Note that most transactions are independent of each other, so with thousands of transactions per block, the relayer has a lot of freedom to minimize gas costs.

Extra parameter tricks:

from: Keeping the addresses sorted on the total number of send/received transactions will make sure the most used addresses are more similar. This will probably add too much complexity.
Maybe it is more feasible to just keep a smaller list of most used addresses during the last day/week.

to: Reserving a few addresses in the address space for the most used addresses will make transactions using the address book more similar.

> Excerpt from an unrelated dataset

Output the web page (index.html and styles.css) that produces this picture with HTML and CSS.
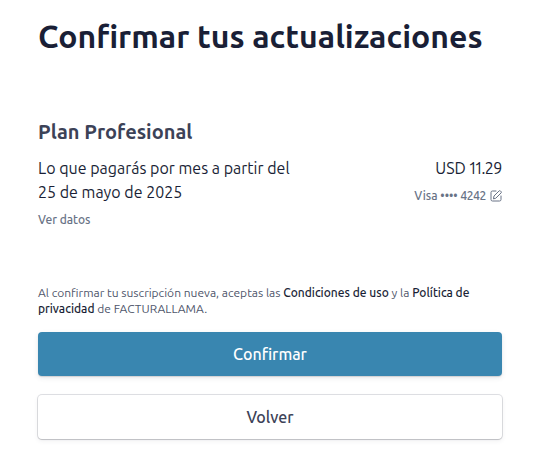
FILE: index.html
```html
<!DOCTYPE html>
<html lang="es">
<head>
    <meta charset="UTF-8">
    <meta name="viewport" content="width=device-width, initial-scale=1.0">
    <title>Confirmar tus actualizaciones</title>
    <link rel="stylesheet" href="styles.css">
</head>
<body>

<main class="container">
    <h1>Confirmar tus actualizaciones</h1>

    <section class="plan">
        <h2>Plan Profesional</h2>
        <div class="plan-row">
            <div class="plan-info">
                <p class="plan-text">Lo que pagarás por mes a partir del 25 de mayo de 2025</p>
                <a class="small-link" href="#datos">Ver datos</a>
            </div>
            <div class="plan-price">
                <p class="plan-text">USD 11.29</p>
                <a class="small-link card-link" href="#tarjeta">
                    <span>Visa •••• 4242</span>
                    <svg class="edit-icon" viewBox="0 0 24 24" aria-hidden="true">
                        <path d="M12 2H5a3 3 0 0 0-3 3v14a3 3 0 0 0 3 3h14a3 3 0 0 0 3-3v-7"/>
                        <path d="M7 17l1-5L18 2a2 2 0 0 1 3 0l1 1a2 2 0 0 1 0 3L12 16z"/>
                    </svg>
                </a>
            </div>
        </div>
    </section>

    <p class="terms">Al confirmar tu suscripción nueva, aceptas las <a href="#condiciones">Condiciones de uso</a> y la <a href="#privacidad">Política de privacidad</a> de FACTURALLAMA.</p>

    <div class="actions">
        <button class="btn confirm-btn" type="button">Confirmar</button>
        <button class="btn back-btn" type="button">Volver</button>
    </div>
</main>

</body>
</html>
```
FILE: styles.css
```css
body {
    background-color: #fff;
    color: #1a1f36;
    font-family: Ubuntu, 'Noto Sans', sans-serif;
    margin: 0;
}

.container {
    padding: 16px 31px 24px 38px;
}

h1, h2, p {
    margin: 0;
}

h1 {
    font-size: 32px;
    font-weight: 600;
    line-height: 40px;
}

h2 {
    color: #3c4257;
    font-size: 20px;
    font-weight: 600;
    line-height: 28px;
}

a {
    color: #1a1f36;
    font-weight: 500;
    text-decoration: none;
}

.plan {
    margin-top: 62px;
}

.plan-row {
    display: flex;
    justify-content: space-between;
    gap: 24px;
    margin-top: 10px;
}

.plan-info {
    flex: 0 1 270px;
}

.plan-text {
    font-size: 16px;
    font-weight: 400;
    line-height: 24px;
}

.plan-price {
    font-variant-numeric: proportional-nums;
    text-align: right;
}

.small-link {
    color: #697386;
    display: inline-block;
    font-size: 12px;
    line-height: 16px;
    margin-top: 8px;
}

.card-link {
    display: flex;
    align-items: center;
    justify-content: flex-end;
    gap: 4px;
}

.edit-icon {
    width: 12px;
    height: 12px;
    fill: none;
    stroke: #697386;
    stroke-width: 2px;
    stroke-linecap: round;
    stroke-linejoin: round;
}

.terms {
    color: #4f566b;
    font-size: 12px;
    font-weight: 400;
    line-height: 16px;
    margin-top: 57px;
}

.actions {
    display: grid;
    gap: 19px;
    margin-top: 15px;
}

.btn {
    border: none;
    border-radius: 4px;
    cursor: pointer;
    font-family: inherit;
    font-size: 16px;
    font-weight: 500;
    line-height: 24px;
    padding: 10px 16px;
}

.confirm-btn {
    background-color: #3986b0;
    box-shadow: 0 1px 1px rgba(0, 0, 0, 0.12), 0 2px 5px rgba(60, 66, 87, 0.12);
    color: #fff;
}

.back-btn {
    background-color: #fff;
    box-shadow: 0 0 0 1px rgba(60, 66, 87, 0.16), 0 1px 1px rgba(0, 0, 0, 0.12), 0 2px 5px rgba(60, 66, 87, 0.08);
    color: #3c4257;
}
```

amount: It is more likely that the amounts are in rounded decimal format (1 Eth, 0.5 Eth, 3.2 Eth, etc). Having the amount in 2-base will shuffle the lower bits if you add a round decimal to it. Using a decimal(10-base) mantissa will keep the rounded decimal numbers more similar. I think using 3 bytes including a 3 bit mantissa will do the trick.
Sending the total amount (minus fee) in the account should also be a fixed code.

fee: Fixed code for last used fee.


Could you give some more information on this?

How long was the proving time? How much gas would it cost for the verification?


If multiple people are paying you at the same time it is easy to mix up the payments. Most companies use an invoice number to avoid that problem. So I think we need something like a variable length comment field, maybe starting with one byte for size. When there is no comment, the zero byte will add only 4 gas. Using a comments field will be cheaper than registering a new account for every invoice, besides that, it will save memory in the state tree when there are no throw-way accounts.

For the end user, the registration seems like the most expensive part. Being able to do it via the relayer is an obvious way to save on a main chain transaction. So for example, whenever the relayer receives a transfer to a previously unknown address, he puts an unused address index in the to field and puts the 20 byte address in the comments field. So for 21*68=1428 gas extra you can register a new account.